The eitexam problems are alot easier than the lindeburg problems...which one better represents the problems on the actual eit/fe exam?

Thanks!


----------



## HITMANVQ35 (Aug 23, 2009)

Don said:


> The eitexam problems are alot easier than the lindeburg problems...which one better represents the problems on the actual eit/fe exam?
> Thanks!


I'm wondering about this as well. Someone please respond!


----------



## wvgirl14 (Aug 23, 2009)

More Similar to the morning part. I have taken it twice and using this for my 3rd attempt. I have been through the Lindeburg book the previous two times. This seems to breakdown the fundamentals and goes through each part of the reference manual. I have already discovered things I hadn't on the last two attempts. That is my 2 cents, but I am sure others feel differently.


----------



## Katiebug (Aug 24, 2009)

I found the Lindeburg practice exam to be more difficult than the AM part of the exam. The NCEES practice exam was more in-line with the AM part. The problems in the FERM were closer to the PM exam difficulty.

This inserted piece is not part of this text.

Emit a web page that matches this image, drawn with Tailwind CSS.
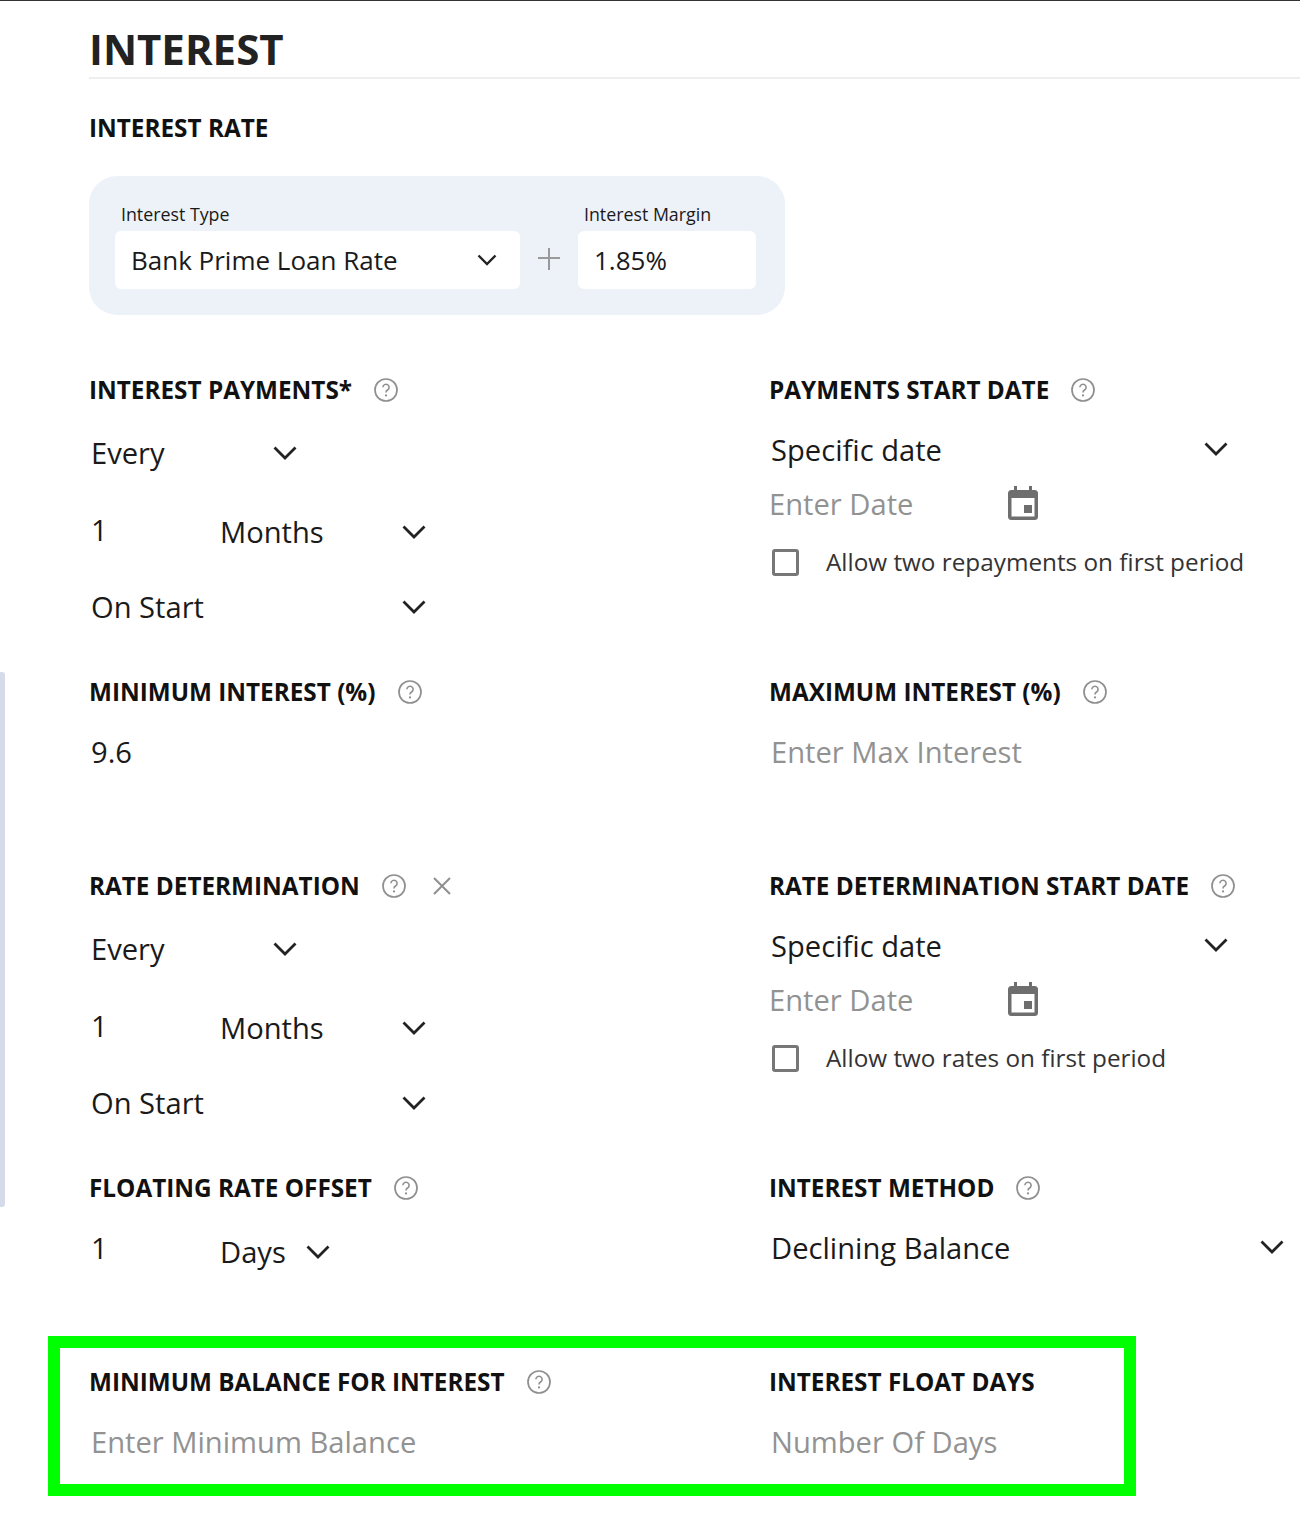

Ironically I worked up to the last second on the AM, and finished with an hour to spare in the PM (and I passed).


----------



## HITMANVQ35 (Aug 25, 2009)

Katiebug said:


> I found the Lindeburg practice exam to be more difficult than the AM part of the exam. The NCEES practice exam was more in-line with the AM part. The problems in the FERM were closer to the PM exam difficulty.
> Ironically I worked up to the last second on the AM, and finished with an hour to spare in the PM (and I passed).


what is FERM?


----------



## wvgirl14 (Aug 25, 2009)

HITMANVQ35 said:


> what is FERM?


The Fundamentals of Engineering Review Manual by Lindeburg. If you don't have you may want to get it. The problems are more difficult, but they are good practices, espically if you are doing General in the afternoon.


----------



## HITMANVQ35 (Aug 25, 2009)

oh ok, i already have that book. Problems are indeed harder than eitexam.com


----------